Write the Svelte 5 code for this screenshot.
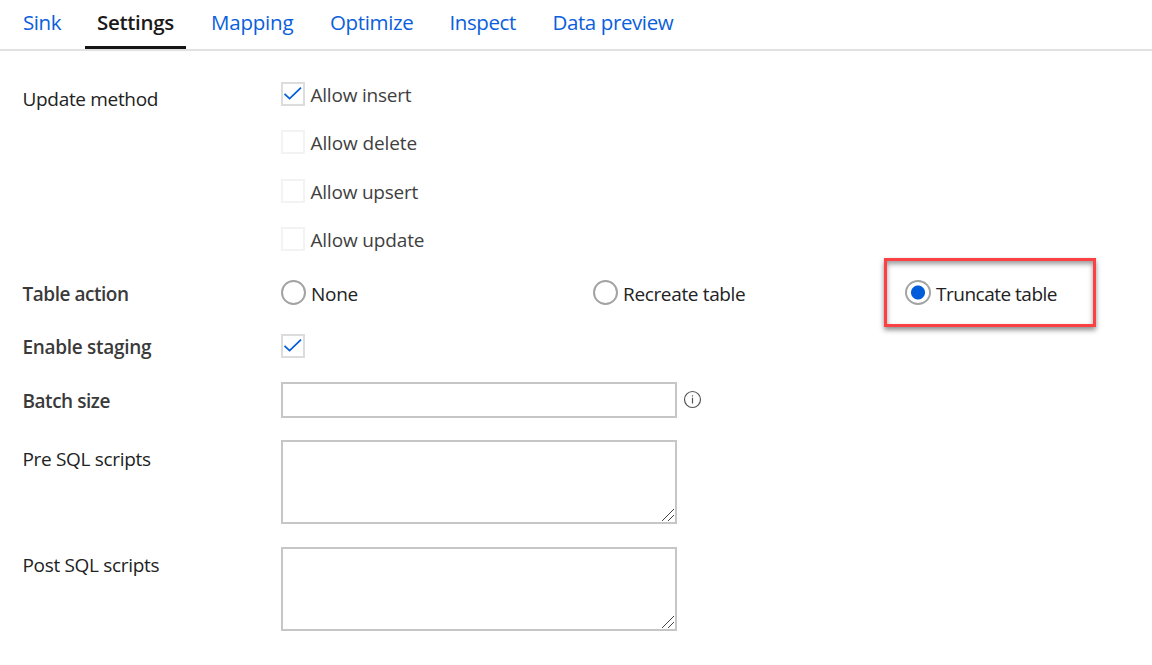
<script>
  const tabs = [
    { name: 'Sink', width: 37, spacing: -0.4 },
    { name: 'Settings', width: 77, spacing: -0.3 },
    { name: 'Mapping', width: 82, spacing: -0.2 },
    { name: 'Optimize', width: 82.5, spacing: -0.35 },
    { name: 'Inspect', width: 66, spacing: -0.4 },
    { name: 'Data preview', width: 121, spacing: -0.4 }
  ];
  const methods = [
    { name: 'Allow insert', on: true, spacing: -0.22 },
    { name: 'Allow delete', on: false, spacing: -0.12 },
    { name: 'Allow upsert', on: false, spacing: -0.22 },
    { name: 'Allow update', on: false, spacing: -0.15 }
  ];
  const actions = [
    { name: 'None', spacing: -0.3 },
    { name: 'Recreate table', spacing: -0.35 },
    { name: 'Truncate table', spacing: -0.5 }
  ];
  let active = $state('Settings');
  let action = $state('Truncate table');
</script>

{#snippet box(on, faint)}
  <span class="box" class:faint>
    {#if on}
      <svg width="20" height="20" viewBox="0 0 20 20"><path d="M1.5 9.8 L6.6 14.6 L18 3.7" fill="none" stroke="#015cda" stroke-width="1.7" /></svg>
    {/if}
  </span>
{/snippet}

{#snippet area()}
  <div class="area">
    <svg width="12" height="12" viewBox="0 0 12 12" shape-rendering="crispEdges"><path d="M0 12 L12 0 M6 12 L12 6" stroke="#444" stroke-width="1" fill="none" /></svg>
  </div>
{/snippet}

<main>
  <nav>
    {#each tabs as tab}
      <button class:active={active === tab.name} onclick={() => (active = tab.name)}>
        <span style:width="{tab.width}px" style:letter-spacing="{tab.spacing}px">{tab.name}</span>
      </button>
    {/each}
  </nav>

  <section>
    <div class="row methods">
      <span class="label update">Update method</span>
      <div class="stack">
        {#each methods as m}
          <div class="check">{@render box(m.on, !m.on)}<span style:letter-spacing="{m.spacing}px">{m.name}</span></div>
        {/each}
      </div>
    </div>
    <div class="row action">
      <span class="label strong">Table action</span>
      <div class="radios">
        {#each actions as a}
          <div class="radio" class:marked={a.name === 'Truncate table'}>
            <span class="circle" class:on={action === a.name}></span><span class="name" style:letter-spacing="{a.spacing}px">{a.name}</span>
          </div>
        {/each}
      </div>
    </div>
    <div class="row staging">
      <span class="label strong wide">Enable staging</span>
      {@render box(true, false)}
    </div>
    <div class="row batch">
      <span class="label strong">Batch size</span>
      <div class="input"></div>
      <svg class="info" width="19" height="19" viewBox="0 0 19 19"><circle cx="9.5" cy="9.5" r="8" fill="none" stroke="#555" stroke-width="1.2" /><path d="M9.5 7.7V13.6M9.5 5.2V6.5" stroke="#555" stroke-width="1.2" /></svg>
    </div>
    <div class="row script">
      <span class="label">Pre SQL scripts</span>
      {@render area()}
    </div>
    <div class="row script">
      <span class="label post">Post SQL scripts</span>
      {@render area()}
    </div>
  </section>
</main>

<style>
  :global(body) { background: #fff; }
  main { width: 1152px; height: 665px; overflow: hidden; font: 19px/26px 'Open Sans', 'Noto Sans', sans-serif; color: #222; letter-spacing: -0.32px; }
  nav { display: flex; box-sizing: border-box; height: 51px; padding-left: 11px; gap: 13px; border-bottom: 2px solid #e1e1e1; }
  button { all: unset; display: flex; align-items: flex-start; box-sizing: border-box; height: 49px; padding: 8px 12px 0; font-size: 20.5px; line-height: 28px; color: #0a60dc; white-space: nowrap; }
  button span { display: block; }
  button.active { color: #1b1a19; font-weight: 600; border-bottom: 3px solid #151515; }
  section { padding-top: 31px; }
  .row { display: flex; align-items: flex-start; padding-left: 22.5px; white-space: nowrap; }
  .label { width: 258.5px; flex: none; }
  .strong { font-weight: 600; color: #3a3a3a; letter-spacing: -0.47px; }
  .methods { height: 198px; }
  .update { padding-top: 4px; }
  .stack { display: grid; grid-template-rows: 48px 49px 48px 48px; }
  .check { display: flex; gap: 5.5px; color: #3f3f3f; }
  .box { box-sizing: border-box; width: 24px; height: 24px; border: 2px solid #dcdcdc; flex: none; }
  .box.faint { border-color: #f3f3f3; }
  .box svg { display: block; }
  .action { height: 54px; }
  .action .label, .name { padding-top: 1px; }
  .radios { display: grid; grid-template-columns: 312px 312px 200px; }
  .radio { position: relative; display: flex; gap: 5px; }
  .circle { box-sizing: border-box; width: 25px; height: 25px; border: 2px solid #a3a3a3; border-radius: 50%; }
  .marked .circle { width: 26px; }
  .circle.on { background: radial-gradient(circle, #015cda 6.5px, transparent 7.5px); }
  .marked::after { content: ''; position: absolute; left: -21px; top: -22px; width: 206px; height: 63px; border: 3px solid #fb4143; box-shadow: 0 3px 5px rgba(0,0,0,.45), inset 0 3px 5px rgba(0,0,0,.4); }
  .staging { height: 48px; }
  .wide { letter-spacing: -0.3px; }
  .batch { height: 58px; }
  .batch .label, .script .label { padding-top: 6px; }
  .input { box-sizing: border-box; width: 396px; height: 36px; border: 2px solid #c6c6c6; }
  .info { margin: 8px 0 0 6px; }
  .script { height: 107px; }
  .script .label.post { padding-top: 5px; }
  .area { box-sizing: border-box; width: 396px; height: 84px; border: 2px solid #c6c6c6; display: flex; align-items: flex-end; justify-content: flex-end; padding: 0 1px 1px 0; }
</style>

=== Description of the task ===
Copy the listing over exactly, skipping the pictures it holds.

=== Solution to the problem ===
Write the Svelte 5 code for this screenshot.
<script>
  const tabs = [
    { name: 'Sink', width: 37, spacing: -0.4 },
    { name: 'Settings', width: 77, spacing: -0.3 },
    { name: 'Mapping', width: 82, spacing: -0.2 },
    { name: 'Optimize', width: 82.5, spacing: -0.35 },
    { name: 'Inspect', width: 66, spacing: -0.4 },
    { name: 'Data preview', width: 121, spacing: -0.4 }
  ];
  const methods = [
    { name: 'Allow insert', on: true, spacing: -0.22 },
    { name: 'Allow delete', on: false, spacing: -0.12 },
    { name: 'Allow upsert', on: false, spacing: -0.22 },
    { name: 'Allow update', on: false, spacing: -0.15 }
  ];
  const actions = [
    { name: 'None', spacing: -0.3 },
    { name: 'Recreate table', spacing: -0.35 },
    { name: 'Truncate table', spacing: -0.5 }
  ];
  let active = $state('Settings');
  let action = $state('Truncate table');
</script>

{#snippet box(on, faint)}
  <span class="box" class:faint>
    {#if on}
      <svg width="20" height="20" viewBox="0 0 20 20"><path d="M1.5 9.8 L6.6 14.6 L18 3.7" fill="none" stroke="#015cda" stroke-width="1.7" /></svg>
    {/if}
  </span>
{/snippet}

{#snippet area()}
  <div class="area">
    <svg width="12" height="12" viewBox="0 0 12 12" shape-rendering="crispEdges"><path d="M0 12 L12 0 M6 12 L12 6" stroke="#444" stroke-width="1" fill="none" /></svg>
  </div>
{/snippet}

<main>
  <nav>
    {#each tabs as tab}
      <button class:active={active === tab.name} onclick={() => (active = tab.name)}>
        <span style:width="{tab.width}px" style:letter-spacing="{tab.spacing}px">{tab.name}</span>
      </button>
    {/each}
  </nav>

  <section>
    <div class="row methods">
      <span class="label update">Update method</span>
      <div class="stack">
        {#each methods as m}
          <div class="check">{@render box(m.on, !m.on)}<span style:letter-spacing="{m.spacing}px">{m.name}</span></div>
        {/each}
      </div>
    </div>
    <div class="row action">
      <span class="label strong">Table action</span>
      <div class="radios">
        {#each actions as a}
          <div class="radio" class:marked={a.name === 'Truncate table'}>
            <span class="circle" class:on={action === a.name}></span><span class="name" style:letter-spacing="{a.spacing}px">{a.name}</span>
          </div>
        {/each}
      </div>
    </div>
    <div class="row staging">
      <span class="label strong wide">Enable staging</span>
      {@render box(true, false)}
    </div>
    <div class="row batch">
      <span class="label strong">Batch size</span>
      <div class="input"></div>
      <svg class="info" width="19" height="19" viewBox="0 0 19 19"><circle cx="9.5" cy="9.5" r="8" fill="none" stroke="#555" stroke-width="1.2" /><path d="M9.5 7.7V13.6M9.5 5.2V6.5" stroke="#555" stroke-width="1.2" /></svg>
    </div>
    <div class="row script">
      <span class="label">Pre SQL scripts</span>
      {@render area()}
    </div>
    <div class="row script">
      <span class="label post">Post SQL scripts</span>
      {@render area()}
    </div>
  </section>
</main>

<style>
  :global(body) { background: #fff; }
  main { width: 1152px; height: 665px; overflow: hidden; font: 19px/26px 'Open Sans', 'Noto Sans', sans-serif; color: #222; letter-spacing: -0.32px; }
  nav { display: flex; box-sizing: border-box; height: 51px; padding-left: 11px; gap: 13px; border-bottom: 2px solid #e1e1e1; }
  button { all: unset; display: flex; align-items: flex-start; box-sizing: border-box; height: 49px; padding: 8px 12px 0; font-size: 20.5px; line-height: 28px; color: #0a60dc; white-space: nowrap; }
  button span { display: block; }
  button.active { color: #1b1a19; font-weight: 600; border-bottom: 3px solid #151515; }
  section { padding-top: 31px; }
  .row { display: flex; align-items: flex-start; padding-left: 22.5px; white-space: nowrap; }
  .label { width: 258.5px; flex: none; }
  .strong { font-weight: 600; color: #3a3a3a; letter-spacing: -0.47px; }
  .methods { height: 198px; }
  .update { padding-top: 4px; }
  .stack { display: grid; grid-template-rows: 48px 49px 48px 48px; }
  .check { display: flex; gap: 5.5px; color: #3f3f3f; }
  .box { box-sizing: border-box; width: 24px; height: 24px; border: 2px solid #dcdcdc; flex: none; }
  .box.faint { border-color: #f3f3f3; }
  .box svg { display: block; }
  .action { height: 54px; }
  .action .label, .name { padding-top: 1px; }
  .radios { display: grid; grid-template-columns: 312px 312px 200px; }
  .radio { position: relative; display: flex; gap: 5px; }
  .circle { box-sizing: border-box; width: 25px; height: 25px; border: 2px solid #a3a3a3; border-radius: 50%; }
  .marked .circle { width: 26px; }
  .circle.on { background: radial-gradient(circle, #015cda 6.5px, transparent 7.5px); }
  .marked::after { content: ''; position: absolute; left: -21px; top: -22px; width: 206px; height: 63px; border: 3px solid #fb4143; box-shadow: 0 3px 5px rgba(0,0,0,.45), inset 0 3px 5px rgba(0,0,0,.4); }
  .staging { height: 48px; }
  .wide { letter-spacing: -0.3px; }
  .batch { height: 58px; }
  .batch .label, .script .label { padding-top: 6px; }
  .input { box-sizing: border-box; width: 396px; height: 36px; border: 2px solid #c6c6c6; }
  .info { margin: 8px 0 0 6px; }
  .script { height: 107px; }
  .script .label.post { padding-top: 5px; }
  .area { box-sizing: border-box; width: 396px; height: 84px; border: 2px solid #c6c6c6; display: flex; align-items: flex-end; justify-content: flex-end; padding: 0 1px 1px 0; }
</style>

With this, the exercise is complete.